What you need to know:

  • Dissolution of Parliament for failure to enact a law on two-thirds gender principle may be a step towards achieving gender equality in political leadership.
  • We need a ready constituent of women candidates at all levels from presidential to gubernatorial to senatorial to MP level to County Assembly.
  • Women must create a physical, moral and mental support system for themselves to maintain their stability in politics.

Dissolution of Parliament for failure to enact a law on two-thirds gender principle may be a step towards achieving gender equality in political leadership.

Fida-Kenya executive director Ms Anne Ireri, however, says it would be an exercise in futility if women fail to prepare themselves to compete for the county and national political seats.

“As much as we might actually get dissolution of Parliament and we go to the field, the key starting point is for women to understand that we are not seeking favours.

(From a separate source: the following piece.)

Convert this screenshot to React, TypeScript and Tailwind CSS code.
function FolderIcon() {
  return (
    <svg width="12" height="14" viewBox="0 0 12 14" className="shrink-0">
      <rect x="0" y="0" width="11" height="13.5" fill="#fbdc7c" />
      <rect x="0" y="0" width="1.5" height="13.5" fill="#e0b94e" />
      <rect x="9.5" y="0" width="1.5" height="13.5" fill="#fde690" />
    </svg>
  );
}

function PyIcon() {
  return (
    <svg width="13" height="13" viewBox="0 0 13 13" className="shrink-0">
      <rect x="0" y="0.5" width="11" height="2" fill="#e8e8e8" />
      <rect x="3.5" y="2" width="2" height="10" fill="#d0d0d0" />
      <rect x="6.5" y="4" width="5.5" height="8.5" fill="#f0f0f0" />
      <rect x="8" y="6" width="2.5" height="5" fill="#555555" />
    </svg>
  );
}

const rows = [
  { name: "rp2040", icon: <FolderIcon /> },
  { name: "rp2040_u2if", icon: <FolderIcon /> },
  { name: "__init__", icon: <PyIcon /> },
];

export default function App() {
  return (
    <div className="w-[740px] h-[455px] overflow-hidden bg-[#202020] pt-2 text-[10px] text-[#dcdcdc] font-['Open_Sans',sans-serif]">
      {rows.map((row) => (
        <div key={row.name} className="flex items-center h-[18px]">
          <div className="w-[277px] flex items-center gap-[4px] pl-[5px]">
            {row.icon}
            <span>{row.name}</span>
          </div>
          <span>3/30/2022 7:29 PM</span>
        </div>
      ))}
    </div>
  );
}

We have proven that we are up to the task,” she said during a recent Women and their Journey Towards Electoral Contest in Kenya webinar.

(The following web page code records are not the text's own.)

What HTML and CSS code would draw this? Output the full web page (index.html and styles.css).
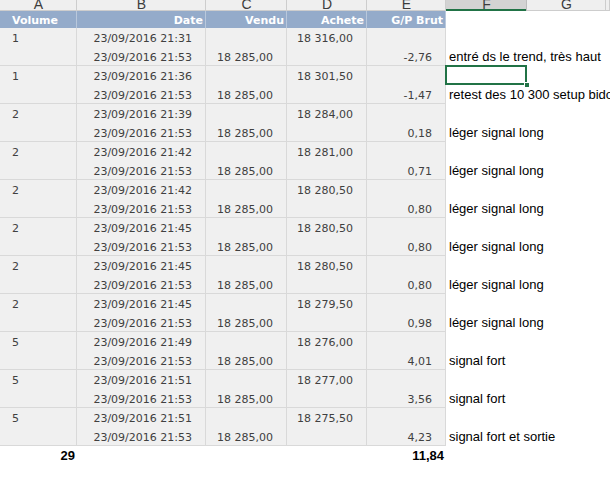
FILE: index.html
```html
<!DOCTYPE html>
<html lang="fr">
<head>
    <meta charset="UTF-8">
    <title>Trades 23/09/2016</title>
    <link rel="stylesheet" href="styles.css">
</head>
<body>

<div class="sheet">
    <div class="cols letters">
        <div class="lt">A</div>
        <div class="lt">B</div>
        <div class="lt">C</div>
        <div class="lt">D</div>
        <div class="lt">E</div>
        <div class="lt active">F</div>
        <div class="lt">G</div>
        <div class="lt"></div>
    </div>

    <div class="cols head">
        <div class="hc left">Volume</div>
        <div class="hc">Date</div>
        <div class="hc">Vendu</div>
        <div class="hc">Achete</div>
        <div class="hc">G/P Brut</div>
        <div></div>
    </div>

    <div id="rows"></div>

    <div class="cols total">
        <div class="tc">29</div>
        <div></div>
        <div></div>
        <div></div>
        <div class="tc">11,84</div>
        <div></div>
    </div>

    <div class="sel"><span class="handle"></span></div>
</div>

<script>
    // volume, heure achat, achete, gp, commentaire
    const trades = [
        ['1', '21:31', '18 316,00', '-2,76', 'entré ds le trend, très haut'],
        ['1', '21:36', '18 301,50', '-1,47', 'retest des 10 300 setup bidon'],
        ['2', '21:39', '18 284,00', '0,18', 'léger signal long'],
        ['2', '21:42', '18 281,00', '0,71', 'léger signal long'],
        ['2', '21:42', '18 280,50', '0,80', 'léger signal long'],
        ['2', '21:45', '18 280,50', '0,80', 'léger signal long'],
        ['2', '21:45', '18 280,50', '0,80', 'léger signal long'],
        ['2', '21:45', '18 279,50', '0,98', 'léger signal long'],
        ['5', '21:49', '18 276,00', '4,01', 'signal fort'],
        ['5', '21:51', '18 277,00', '3,56', 'signal fort'],
        ['5', '21:51', '18 275,50', '4,23', 'signal fort et sortie']
    ];

    const cell = (a, b, cls) => `<div class="${cls}"><div class="ln">${a}</div><div class="ln">${b}</div></div>`;

    document.getElementById('rows').innerHTML = trades.map(t => `
        <div class="cols group">
            ${cell(t[0], '', 'dc left')}
            ${cell('23/09/2016 ' + t[1], '23/09/2016 21:53', 'dc')}
            ${cell('', '18 285,00', 'dc')}
            ${cell(t[2], '', 'dc')}
            ${cell('', t[3], 'dc')}
            ${cell('', t[4], 'note')}
        </div>
    `).join('');
</script>

</body>
</html>
```

FILE: styles.css
```css
* {
    box-sizing: border-box;
    margin: 0;
    padding: 0;
}
body {
    background-color: #fff;
    overflow: hidden;
    font-family: 'DejaVu Sans', Verdana, sans-serif;
}

.sheet {
    position: relative;
    width: 610px;
}
.cols {
    display: grid;
    grid-template-columns: 77px 129px 81px 80px 79px 81px 79px 1fr;
}

/* Column letters */
.letters {
    height: 11px;
    overflow: hidden;
    background-color: #efefef;
}
.lt {
    font-family: 'Liberation Sans', Arial, sans-serif;
    font-size: 14px;
    line-height: 9px;
    color: #3c3c3c;
    text-align: center;
    box-shadow: inset -1px -1px 0 #cdcdcd;
}
.lt.active {
    background-color: #d3d3d3;
    box-shadow: inset -1px 0 0 #bdbdbd, inset 0 -2px 0 #217346;
}

/* Table header */
.head {
    height: 17px;
}
.hc {
    background-color: #94abca;
    color: #fff;
    font-weight: bold;
    font-size: 11px;
    line-height: 17px;
    padding-top: 1px;
    text-align: right;
    padding-right: 3px;
    box-shadow: inset -1px 0 0 rgba(255, 255, 255, 0.35);
}
.hc.left {
    text-align: left;
    padding-left: 12px;
}

/* Data */
.group {
    height: 38px;
}
.dc {
    background-color: #f0f0f0;
    color: #404040;
    font-size: 11px;
    text-align: right;
    padding-right: 14px;
    box-shadow: inset -1px -1px 0 #d9d9d9;
}
.dc.left {
    text-align: left;
    padding-left: 12px;
}
.ln {
    height: 19px;
    line-height: 18px;
    padding-top: 2px;
    white-space: nowrap;
}
.note {
    grid-column: 6 / 9;
    font-family: 'Liberation Sans', Arial, sans-serif;
    font-size: 13px;
    color: #000;
    padding-left: 3px;
}
.note .ln {
    padding-top: 1px;
}

/* Totals */
.total {
    height: 19px;
    font-family: 'Liberation Sans', Arial, sans-serif;
    font-size: 13px;
    font-weight: bold;
    line-height: 19px;
}
.tc {
    text-align: right;
    padding-right: 2px;
}

/* Selected cell F */
.sel {
    position: absolute;
    left: 445px;
    top: 65px;
    width: 82px;
    height: 20px;
    border: 2px solid #217346;
}
.handle {
    position: absolute;
    right: -5px;
    bottom: -5px;
    width: 6px;
    height: 6px;
    background-color: #217346;
    border: 1px solid #fff;
}
```
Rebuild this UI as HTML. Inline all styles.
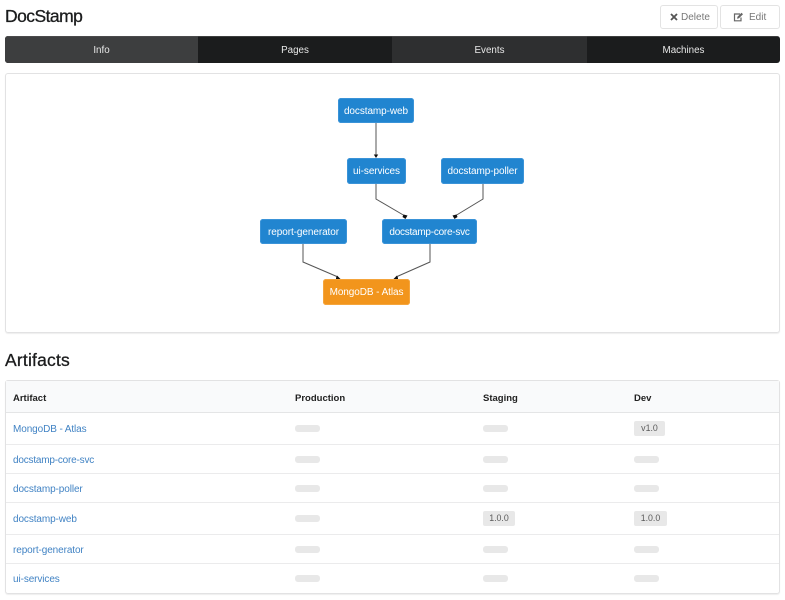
<!DOCTYPE html>
<html lang="en">
<head>
<meta charset="utf-8">
<title>DocStamp</title>
<style>
html,body{margin:0;padding:0;background:#fff;width:785px;height:600px;overflow:hidden}
body{position:relative;font-family:"Liberation Sans",sans-serif;font-size:10px;color:#222}
.a{position:absolute;white-space:nowrap}
.t{position:absolute;top:38px;height:26px;line-height:25px;text-align:center;color:#e8e8e8;font-size:9.8px}
.n{position:absolute;height:25px;line-height:27px;text-align:center;color:#fff;font-size:10px;letter-spacing:-.08px;background:#2185d0;border-radius:3px;box-shadow:inset 0 0 0 1px #3a93d8}
.l{position:absolute;left:13px;color:#4183c4;font-size:10px;letter-spacing:-.1px;line-height:12px;white-space:nowrap}
.p{position:absolute;width:25px;height:7px;background:#e8e8e8;border-radius:3px}
.b{position:absolute;height:14.5px;line-height:15.5px;background:#e8e8e8;border-radius:2px;color:#5a5a5a;font-size:8.8px;text-align:center}
.h{position:absolute;top:393px;font-weight:bold;font-size:9.5px;line-height:12px;color:#222}
.r{position:absolute;left:6px;width:773px;height:1px;background:#ebebec}
.btn{position:absolute;top:5px;height:24px;box-sizing:border-box;background:#fff;border:1px solid #e3e3e3;border-radius:3px;color:#777;font-size:10px;line-height:24px}
</style>
</head>
<body>
<div class="a" style="left:5px;top:5px;font-size:17.5px;letter-spacing:-.55px;line-height:22px;color:#1b1c1d;-webkit-text-stroke:.3px #1b1c1d">DocStamp</div>

<div class="btn" style="left:660px;width:58px;padding-left:9px">
<svg width="8" height="8" viewBox="0 0 8 8" style="position:absolute;left:9px;top:7px"><path d="M1 1L7 7M7 1L1 7" stroke="#555" stroke-width="1.8" fill="none"/></svg>
<span style="position:absolute;left:20px;top:0">Delete</span></div>
<div class="btn" style="left:720px;width:60px">
<svg width="11" height="10" viewBox="0 0 11 10" style="position:absolute;left:12px;top:6px"><path d="M7 2H1.500V8.800H8V5.500" stroke="#666" stroke-width="1.200" fill="none"/><path d="M4 6.800L4.500 4.800L8.500 .8L10 2.200L6 6.200Z" fill="#666"/></svg>
<span style="position:absolute;left:28px;top:0">Edit</span></div>

<div class="a" style="left:5px;top:36px;width:775px;height:27px;border-radius:3px;overflow:hidden;background:#1b1c1d">
<div style="position:absolute;left:0;top:0;width:193px;height:27px;background:#3d3e3f"></div>
<div style="position:absolute;left:387px;top:0;width:195px;height:27px;background:#2e2f30"></div>
<div style="position:absolute;left:0;top:0;width:775px;height:1px;background:#555;opacity:.6"></div>
</div>
<div class="t" style="left:5px;width:193px">Info</div>
<div class="t" style="left:198px;width:194px">Pages</div>
<div class="t" style="left:392px;width:195px">Events</div>
<div class="t" style="left:587px;width:193px">Machines</div>

<div class="a" style="left:5px;top:73px;width:773px;height:258px;border:1px solid #e2e2e3;border-radius:3px;box-shadow:0 1px 1px #eee"></div>

<svg class="a" style="left:0;top:0" width="785" height="340" viewBox="0 0 785 340">
<g fill="none" stroke="#555" stroke-width="1">
<path d="M376 123V155"/>
<path d="M376 184V199L405 216"/>
<path d="M483 184V199L455 216"/>
<path d="M303 244V262L338 277"/>
<path d="M430 244V262L396 277"/>
</g>
<g fill="#111">
<path d="M373.800 154.500H378.200L376 158Z"/>
<path d="M403.500 214.500L407.500 215.500L405.500 219L402.500 217Z"/>
<path d="M456.500 214.500L452.500 215.500L454.500 219L457.500 217Z"/>
<path d="M337 275.500L341 279.500H336L336 278Z"/>
<path d="M397 275.500L393 279.500H398L398 278Z"/>
</g>
</svg>

<div class="n" style="left:338px;top:98px;width:76px">docstamp-web</div>
<div class="n" style="left:347px;top:158px;width:59px;height:26px;line-height:27px">ui-services</div>
<div class="n" style="left:441px;top:158px;width:83px;height:26px;line-height:27px">docstamp-poller</div>
<div class="n" style="left:260px;top:219px;width:87px">report-generator</div>
<div class="n" style="left:382px;top:219px;width:95px;letter-spacing:-.25px">docstamp-core-svc</div>
<div class="n" style="left:323px;top:279px;width:87px;height:26px;line-height:28px;background:#f2951c;box-shadow:inset 0 0 0 1px #f5a53c">MongoDB - Atlas</div>

<div class="a" style="left:5px;top:349px;font-size:17.5px;letter-spacing:.2px;line-height:22px;color:#1b1c1d;-webkit-text-stroke:.3px #1b1c1d">Artifacts</div>

<div class="a" style="left:5px;top:380px;width:773px;height:212px;border:1px solid #e2e2e3;border-radius:3px;box-shadow:0 1px 1px #eee"></div>
<div class="a" style="left:6px;top:381px;width:773px;height:31px;background:#f9fafb"></div>
<div class="r" style="top:412px;background:#e4e5e6"></div>
<div class="r" style="top:444px"></div>
<div class="r" style="top:473px"></div>
<div class="r" style="top:502px"></div>
<div class="r" style="top:534px"></div>
<div class="r" style="top:563px"></div>

<div class="h" style="left:13px">Artifact</div>
<div class="h" style="left:295px">Production</div>
<div class="h" style="left:483px">Staging</div>
<div class="h" style="left:634px">Dev</div>

<a class="l" style="top:424px">MongoDB - Atlas</a>
<a class="l" style="top:455px;letter-spacing:-.2px">docstamp-core-svc</a>
<a class="l" style="top:484px">docstamp-poller</a>
<a class="l" style="top:514px">docstamp-web</a>
<a class="l" style="top:545px">report-generator</a>
<a class="l" style="top:574px">ui-services</a>

<div class="p" style="left:295px;top:425px"></div>
<div class="p" style="left:295px;top:456px"></div>
<div class="p" style="left:295px;top:485px"></div>
<div class="p" style="left:295px;top:515px"></div>
<div class="p" style="left:295px;top:546px"></div>
<div class="p" style="left:295px;top:575px"></div>

<div class="p" style="left:483px;top:425px"></div>
<div class="p" style="left:483px;top:456px"></div>
<div class="p" style="left:483px;top:485px"></div>
<div class="b" style="left:483px;top:511px;width:32px">1.0.0</div>
<div class="p" style="left:483px;top:546px"></div>
<div class="p" style="left:483px;top:575px"></div>

<div class="b" style="left:634px;top:421px;width:31px">v1.0</div>
<div class="p" style="left:634px;top:456px"></div>
<div class="p" style="left:634px;top:485px"></div>
<div class="b" style="left:634px;top:511px;width:33px">1.0.0</div>
<div class="p" style="left:634px;top:546px"></div>
<div class="p" style="left:634px;top:575px"></div>
</body>
</html>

“We need a ready constituent of women candidates at all levels from presidential to gubernatorial to senatorial to MP level to County Assembly, so that by the time the field opens up we are not running helter-skelter to fill up the positions. Because then, we will have shot ourselves on the foot,” she added in the virtual meeting hosted by Centre for Multiparty Democracy-Kenya (CMD-Kenya).

She said there is no time for women to develop cold-feet as the Constitution has provided them with the space to seek elective seats.

Kamala Harris

“You need to have a tough skin. Any time a woman declares her candidature, people begin to realise you are a woman. Look at what Kamala Harris (Democratic vice-president candidate in 2020 US election) has to deal with every day,” she said.

Kandara MP Ms Alice Wahome said women must create a physical, moral and mental support system for themselves to maintain their stability in politics.

She exemplified her 2013 nomination experience as an encouragement for women to get over the fear of politics as a dirty game.

On the morning of March 17, 2013, her agents found packets of condoms labelled as gifts from Alice Muthoni Wahome -littered in the polling stations.

 Commensurate support

Their purpose, she said, was to mess up her votes but she finally won. She vied on The National Alliance (TNA), founding party of ruling Jubilee Party.

“I went through it all,” she said.

The Kandara MP said women must prove their value to their political parties for them to receive commensurate support.

“You will have a clout to have a political cost for your party. So that the party can see that you are value to them. And that you should not be the first to be cleared,” she said.

She added: “Politics is a competition and you must agree to enter into the competition without expecting too much of favour but too much of merit.”

She was concerned that female candidates fail to seek mentorship soon enough, a lack of tactic that dims their chances for successful electoral contest.

The legislator, who is one of the 16 elected female MPs in the current Parliament, vouched for solidarity of grassroots women as the backbone of women’s rise into political leadership.

Clanism

She said women’s support is reliable as they are hard to dissuade except in circumstances when voting on basis of clanism prevails.

“We need women in the powerful positions and a women’s movement that brings the right sensitisation to women so that women can support other women,” she said.

Ms Wahome supports dissolution of Parliament noting that the move would highlight the gravity of defaulting on enacting the two-thirds gender principle.

“I hope we can reach there (dissolution of Parliament) so that this gender thing can be understood that this is a human rights issue,” she said.